### WRITTEN PROBLEM
Search the data for the word "component" and copy every line where it occurs.

### PROVIDED INFORMATION
>>>

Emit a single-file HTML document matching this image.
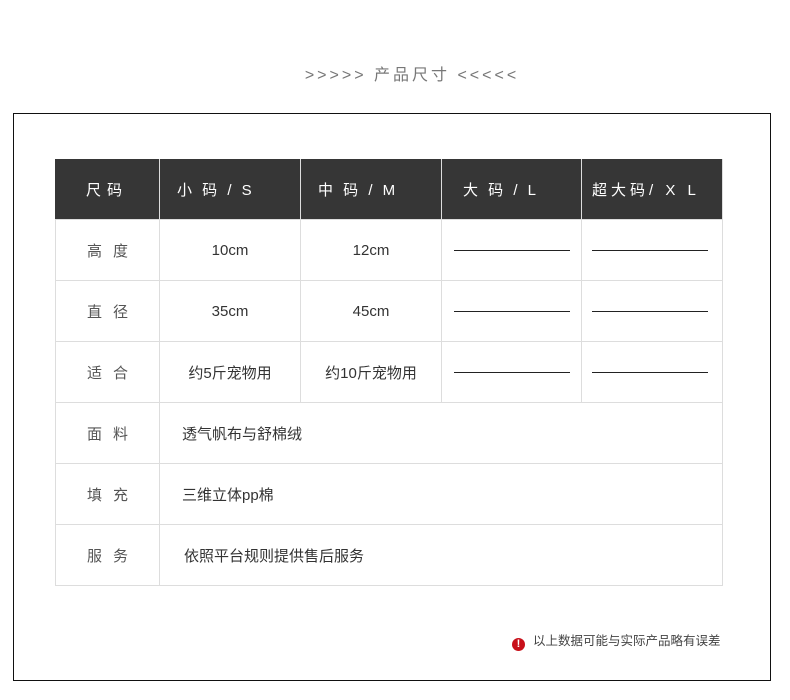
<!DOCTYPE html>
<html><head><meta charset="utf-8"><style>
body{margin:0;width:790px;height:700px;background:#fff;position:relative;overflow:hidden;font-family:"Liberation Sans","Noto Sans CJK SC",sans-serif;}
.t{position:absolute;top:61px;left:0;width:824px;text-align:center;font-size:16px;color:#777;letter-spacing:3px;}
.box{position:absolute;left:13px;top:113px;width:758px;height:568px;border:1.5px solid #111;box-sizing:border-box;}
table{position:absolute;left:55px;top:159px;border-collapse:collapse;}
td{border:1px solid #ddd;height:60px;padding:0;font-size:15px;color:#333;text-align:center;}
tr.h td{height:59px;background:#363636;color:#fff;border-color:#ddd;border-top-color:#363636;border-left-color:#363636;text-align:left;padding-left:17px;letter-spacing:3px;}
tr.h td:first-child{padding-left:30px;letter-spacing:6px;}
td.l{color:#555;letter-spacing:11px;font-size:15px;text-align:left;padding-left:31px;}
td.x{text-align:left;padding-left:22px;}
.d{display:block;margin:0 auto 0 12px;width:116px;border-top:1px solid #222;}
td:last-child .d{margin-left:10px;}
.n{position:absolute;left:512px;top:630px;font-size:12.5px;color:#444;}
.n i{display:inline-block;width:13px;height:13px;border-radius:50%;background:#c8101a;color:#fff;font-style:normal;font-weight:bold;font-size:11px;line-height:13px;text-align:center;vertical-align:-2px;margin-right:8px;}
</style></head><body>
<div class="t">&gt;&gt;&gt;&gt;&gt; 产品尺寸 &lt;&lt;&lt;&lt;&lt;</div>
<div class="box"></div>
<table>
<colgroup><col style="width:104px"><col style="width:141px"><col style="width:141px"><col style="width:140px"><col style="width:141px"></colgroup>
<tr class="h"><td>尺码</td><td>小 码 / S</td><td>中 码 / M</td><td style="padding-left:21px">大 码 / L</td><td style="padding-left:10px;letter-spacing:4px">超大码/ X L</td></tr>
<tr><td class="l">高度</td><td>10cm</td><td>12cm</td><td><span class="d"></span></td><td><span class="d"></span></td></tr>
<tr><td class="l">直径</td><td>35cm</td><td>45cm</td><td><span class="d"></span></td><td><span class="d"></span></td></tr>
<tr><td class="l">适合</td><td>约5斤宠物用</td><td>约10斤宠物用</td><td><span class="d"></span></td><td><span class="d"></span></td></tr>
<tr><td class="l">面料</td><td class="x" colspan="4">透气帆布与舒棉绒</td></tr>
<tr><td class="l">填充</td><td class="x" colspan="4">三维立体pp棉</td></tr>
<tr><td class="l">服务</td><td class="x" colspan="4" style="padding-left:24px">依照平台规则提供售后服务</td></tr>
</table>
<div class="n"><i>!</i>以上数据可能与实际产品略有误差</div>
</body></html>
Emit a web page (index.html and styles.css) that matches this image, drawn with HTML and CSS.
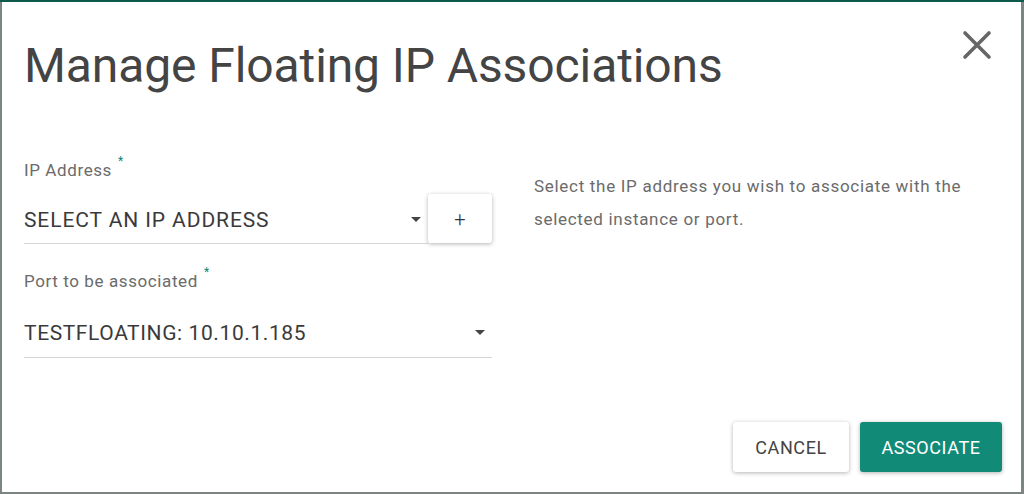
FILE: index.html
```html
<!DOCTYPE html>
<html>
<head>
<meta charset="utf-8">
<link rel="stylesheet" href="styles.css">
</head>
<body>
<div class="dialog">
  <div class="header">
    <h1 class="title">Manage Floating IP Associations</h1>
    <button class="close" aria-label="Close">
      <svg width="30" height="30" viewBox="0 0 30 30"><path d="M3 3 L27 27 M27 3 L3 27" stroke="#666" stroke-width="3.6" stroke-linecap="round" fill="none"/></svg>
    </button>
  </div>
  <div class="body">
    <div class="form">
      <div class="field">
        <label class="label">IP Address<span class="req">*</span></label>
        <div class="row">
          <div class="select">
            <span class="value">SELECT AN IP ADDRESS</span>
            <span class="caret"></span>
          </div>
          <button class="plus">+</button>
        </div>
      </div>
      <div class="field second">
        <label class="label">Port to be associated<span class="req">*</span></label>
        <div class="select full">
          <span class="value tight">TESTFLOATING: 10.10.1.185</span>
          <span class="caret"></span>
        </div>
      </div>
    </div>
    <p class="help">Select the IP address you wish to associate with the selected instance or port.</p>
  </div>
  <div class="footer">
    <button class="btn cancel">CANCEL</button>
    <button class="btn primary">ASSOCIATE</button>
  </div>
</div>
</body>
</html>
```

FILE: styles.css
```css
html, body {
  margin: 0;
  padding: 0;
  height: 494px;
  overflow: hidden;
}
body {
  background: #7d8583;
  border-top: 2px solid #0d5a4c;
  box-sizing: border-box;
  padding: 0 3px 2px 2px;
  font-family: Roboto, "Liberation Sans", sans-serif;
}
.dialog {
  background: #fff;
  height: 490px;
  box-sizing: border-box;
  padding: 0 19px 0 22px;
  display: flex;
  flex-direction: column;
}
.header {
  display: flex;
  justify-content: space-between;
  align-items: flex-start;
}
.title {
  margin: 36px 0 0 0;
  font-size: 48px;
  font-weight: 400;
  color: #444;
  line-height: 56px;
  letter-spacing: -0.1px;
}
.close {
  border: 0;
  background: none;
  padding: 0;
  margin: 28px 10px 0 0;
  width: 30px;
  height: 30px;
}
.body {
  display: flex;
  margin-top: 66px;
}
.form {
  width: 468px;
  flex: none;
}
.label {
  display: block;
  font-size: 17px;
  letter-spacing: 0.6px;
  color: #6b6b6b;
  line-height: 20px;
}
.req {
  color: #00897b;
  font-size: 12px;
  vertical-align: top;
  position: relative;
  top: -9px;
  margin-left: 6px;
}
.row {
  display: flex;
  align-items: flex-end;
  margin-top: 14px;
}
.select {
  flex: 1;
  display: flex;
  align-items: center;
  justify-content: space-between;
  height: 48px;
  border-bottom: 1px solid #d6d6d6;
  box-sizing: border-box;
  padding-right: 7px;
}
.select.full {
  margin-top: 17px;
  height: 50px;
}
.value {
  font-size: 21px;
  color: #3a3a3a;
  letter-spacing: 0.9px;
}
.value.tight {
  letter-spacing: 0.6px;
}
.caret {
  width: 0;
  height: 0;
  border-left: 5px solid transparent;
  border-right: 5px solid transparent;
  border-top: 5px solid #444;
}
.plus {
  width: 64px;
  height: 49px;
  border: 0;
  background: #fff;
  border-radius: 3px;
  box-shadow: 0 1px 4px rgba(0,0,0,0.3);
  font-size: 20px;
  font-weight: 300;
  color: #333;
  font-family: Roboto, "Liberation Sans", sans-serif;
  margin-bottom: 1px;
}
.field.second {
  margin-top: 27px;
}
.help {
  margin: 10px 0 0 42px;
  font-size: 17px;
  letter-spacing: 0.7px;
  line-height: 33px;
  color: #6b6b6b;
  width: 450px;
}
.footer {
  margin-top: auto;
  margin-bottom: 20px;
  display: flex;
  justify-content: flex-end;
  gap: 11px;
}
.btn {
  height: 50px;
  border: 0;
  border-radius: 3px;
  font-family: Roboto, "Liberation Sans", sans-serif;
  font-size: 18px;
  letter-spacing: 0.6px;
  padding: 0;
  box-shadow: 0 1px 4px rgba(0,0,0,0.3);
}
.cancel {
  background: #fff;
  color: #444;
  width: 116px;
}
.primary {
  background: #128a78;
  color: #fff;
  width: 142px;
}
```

<<<
>>>

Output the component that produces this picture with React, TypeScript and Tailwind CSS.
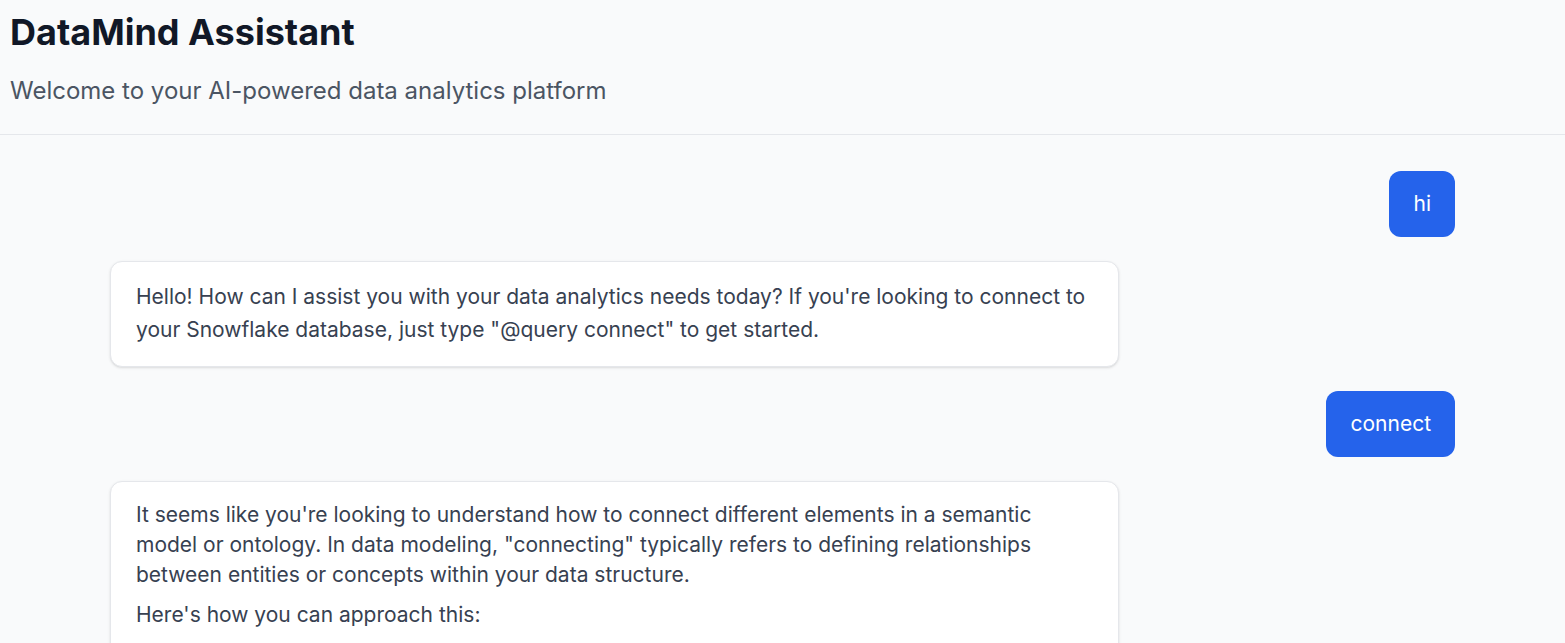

<<<
>>>

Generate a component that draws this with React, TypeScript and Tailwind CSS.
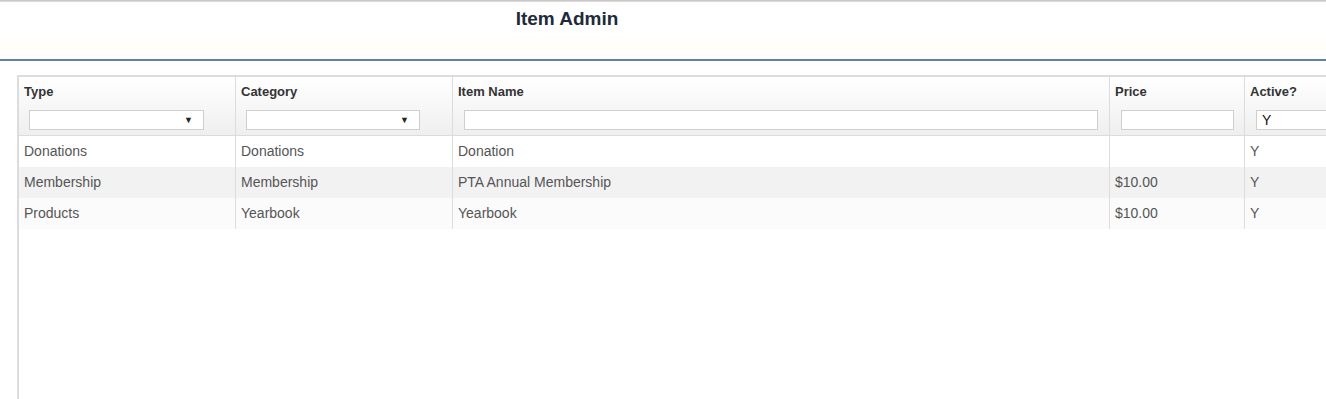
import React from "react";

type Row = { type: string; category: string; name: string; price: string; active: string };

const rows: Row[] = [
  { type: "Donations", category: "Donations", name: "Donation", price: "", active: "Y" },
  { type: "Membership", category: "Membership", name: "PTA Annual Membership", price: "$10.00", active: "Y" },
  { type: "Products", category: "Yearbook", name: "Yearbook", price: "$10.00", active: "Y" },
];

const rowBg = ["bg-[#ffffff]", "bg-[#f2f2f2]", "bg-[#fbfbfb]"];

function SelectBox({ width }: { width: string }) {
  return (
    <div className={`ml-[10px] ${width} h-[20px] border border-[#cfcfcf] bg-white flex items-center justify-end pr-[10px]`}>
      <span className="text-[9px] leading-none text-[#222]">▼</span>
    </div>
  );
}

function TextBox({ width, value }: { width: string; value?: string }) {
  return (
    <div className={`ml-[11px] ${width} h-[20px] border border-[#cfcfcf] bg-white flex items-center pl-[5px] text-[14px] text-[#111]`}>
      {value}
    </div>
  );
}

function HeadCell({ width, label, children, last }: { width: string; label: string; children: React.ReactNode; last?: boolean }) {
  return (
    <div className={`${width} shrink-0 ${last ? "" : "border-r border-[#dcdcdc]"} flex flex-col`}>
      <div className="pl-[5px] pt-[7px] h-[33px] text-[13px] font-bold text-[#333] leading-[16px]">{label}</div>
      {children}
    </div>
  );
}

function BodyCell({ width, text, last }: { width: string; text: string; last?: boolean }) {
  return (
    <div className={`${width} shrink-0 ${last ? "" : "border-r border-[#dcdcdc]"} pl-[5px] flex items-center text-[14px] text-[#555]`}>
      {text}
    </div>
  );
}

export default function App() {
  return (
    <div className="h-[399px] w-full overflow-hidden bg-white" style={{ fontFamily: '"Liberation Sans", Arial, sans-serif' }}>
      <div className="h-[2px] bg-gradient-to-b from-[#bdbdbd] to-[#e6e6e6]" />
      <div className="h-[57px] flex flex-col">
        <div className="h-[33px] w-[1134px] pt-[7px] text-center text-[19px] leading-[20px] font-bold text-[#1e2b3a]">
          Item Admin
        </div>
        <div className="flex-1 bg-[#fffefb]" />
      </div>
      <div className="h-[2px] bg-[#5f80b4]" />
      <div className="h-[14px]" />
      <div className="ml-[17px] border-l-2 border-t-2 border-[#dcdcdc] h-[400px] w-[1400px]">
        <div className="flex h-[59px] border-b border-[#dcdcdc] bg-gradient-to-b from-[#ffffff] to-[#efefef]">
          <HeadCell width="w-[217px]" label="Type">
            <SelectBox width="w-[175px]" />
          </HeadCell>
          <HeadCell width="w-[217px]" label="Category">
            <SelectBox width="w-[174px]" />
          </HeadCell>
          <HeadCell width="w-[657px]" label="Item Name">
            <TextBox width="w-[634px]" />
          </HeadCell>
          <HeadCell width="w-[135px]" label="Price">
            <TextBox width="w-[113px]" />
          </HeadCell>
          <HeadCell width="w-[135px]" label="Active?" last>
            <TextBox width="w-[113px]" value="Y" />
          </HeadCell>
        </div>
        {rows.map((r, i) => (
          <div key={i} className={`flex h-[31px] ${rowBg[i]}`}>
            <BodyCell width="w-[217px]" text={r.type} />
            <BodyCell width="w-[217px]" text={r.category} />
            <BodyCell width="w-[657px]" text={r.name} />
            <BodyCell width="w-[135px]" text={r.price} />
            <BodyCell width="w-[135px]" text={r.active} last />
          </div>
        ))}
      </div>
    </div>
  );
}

<<<

### REPLY TO THE EXERCISE
Output the component that produces this picture with React, TypeScript and Tailwind CSS.
Generate a component that draws this with React, TypeScript and Tailwind CSS.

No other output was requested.